Israeli Prime Minister Benjamin Netanyahu last November announced a partial 10-month moratorium on new construction of settlements in the occupied West Bank. The move, attacked by Ramallah as disingenuous, as it excluded public buildings and construction in East Jerusalem, ends on 26 September.

Mr Netanyahu for his part told ministers of his right-wing Likud party on Sunday that the end-date to the partial freeze will be adhered to, giving the freshly announced direct peace talks, which are due to begin 2 September, a very brief window to achieve results unless there is pressure from the US, EU and other members of the quartet to convince Israel to extend the moratorium.

The Israeli leader said he believed that if Ramallah is "a real partner," then peace could be achieved.

"If we find we have a real partner on the Palestinian side, an honest and earnest partner in negotiations that will need both sides to make the necessary steps - not just the Israeli side but also the Palestinian side - if we find we have a partner like that, we can soon reach a historic peace agreement between the two peoples."

He set out three elements of a final agreement: "realistic security arrangements," recognition of Israel as a Jewish state and an end to the conflict. He also underscored that such security arrangements would involve disarming the Palestinian side, while Israel remained free to maintain its military.

Ms Ashton welcomed the move by both sides to launch direct talks. Since taking office, the high representative has focussed much of her energies on resolving the Middle East conflict.

"This decision by the parties to engage in substantive talks represents a major step on the road towards a just, lasting and comprehensive peace in the region, something I am hopeful we can now achieve," she said in a statement. "We all want to see a two-state solution with the State of Israel and an independent, democratic, contiguous and viable State of Palestine, living side by side in peace and security with each other and their neighbours."

Hamas, the governors of the Gaza Strip and excluded from the talks, have called the negotiations "a waste of time," however.

"Hamas is not against the principle of negotiation.

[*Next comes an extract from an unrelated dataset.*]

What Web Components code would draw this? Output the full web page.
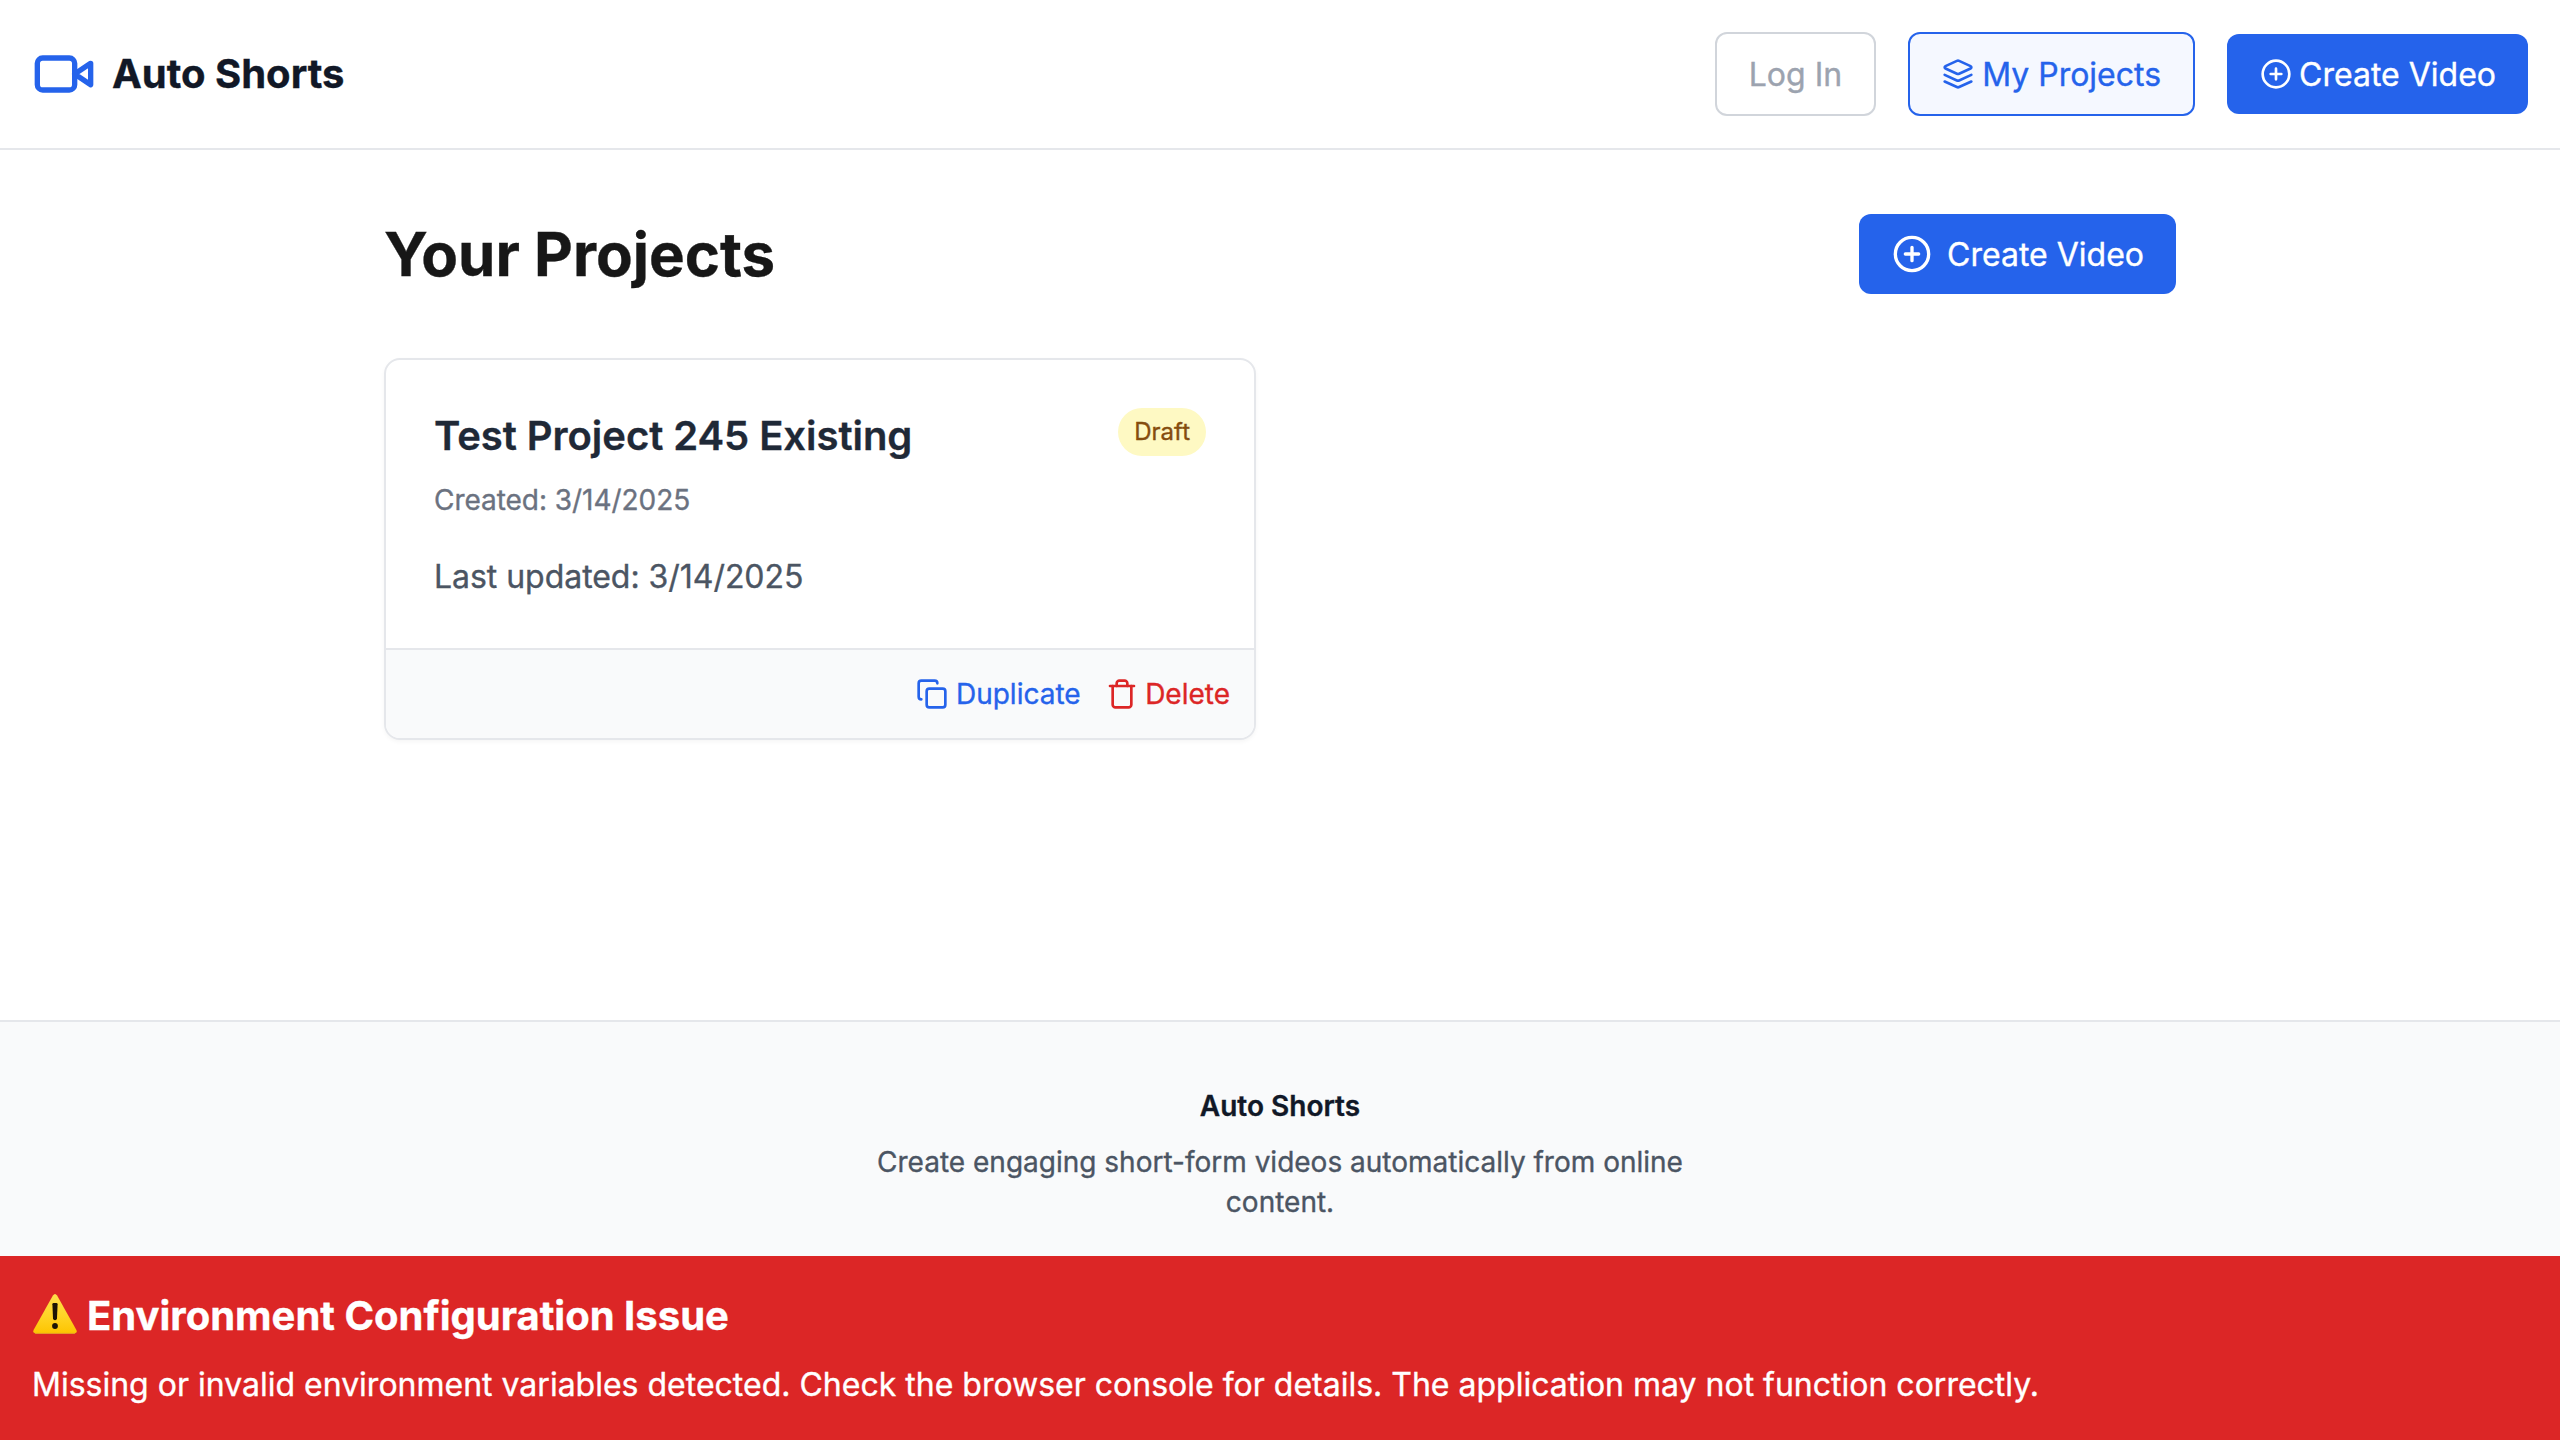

But is Israel really interested in making these talks successful?" Ghazi Hamad, the group's spokesman, told EUobserver. "We need Israel to say from the outset: 'We are an occupying force; all 1967 borders are not part of Israel and we are ready to give up, to withdraw from these territories.'"

Mr Hamad said that Israel will use the talks to consolidate its hold over East Jerusalem.

"But Israel will say: 'Jerusalem is our capital. Jericho is part of Israel. We have to keep a security zone in the West Bank. We have to keep building the wall and to keep our border checkpoints.' This means they are wasting time"

"The EU and the Quartet want to impose some conditions on Hamas, like recognition of Israel and renunciation of violent resistance [as a pre-condition to including it in the talks]. It's not fair - when they ask Hamas to recognise Israel but do not ask Israel to recognise the Palestinian state. How can victims be asked to give recognition to the thief? How?"

The militant Islamist Hamas was joined in its scepticism by anti-corruption campaigner and critic of the Palestinian Authority Mustafa Barghouti.

In a statement last week he criticised the new talks for not containing "clear terms of reference, a timetable, a binding mechanism for implementation, an active role from the international community, American or other international guarantees, and a firm Israeli commitment to international law and UN resolutions."

Mr Barghouti, a popular democracy activist that rejects both "autocracy and corruption of the governing Fatah party, nor the fundamentalism of Hamas" warned that the talks' terms of reference should have be based on international law and UN resolutions.

He said he feared the talks would result in "an even larger failure than that of the Camp David negotiations," 17 years ago.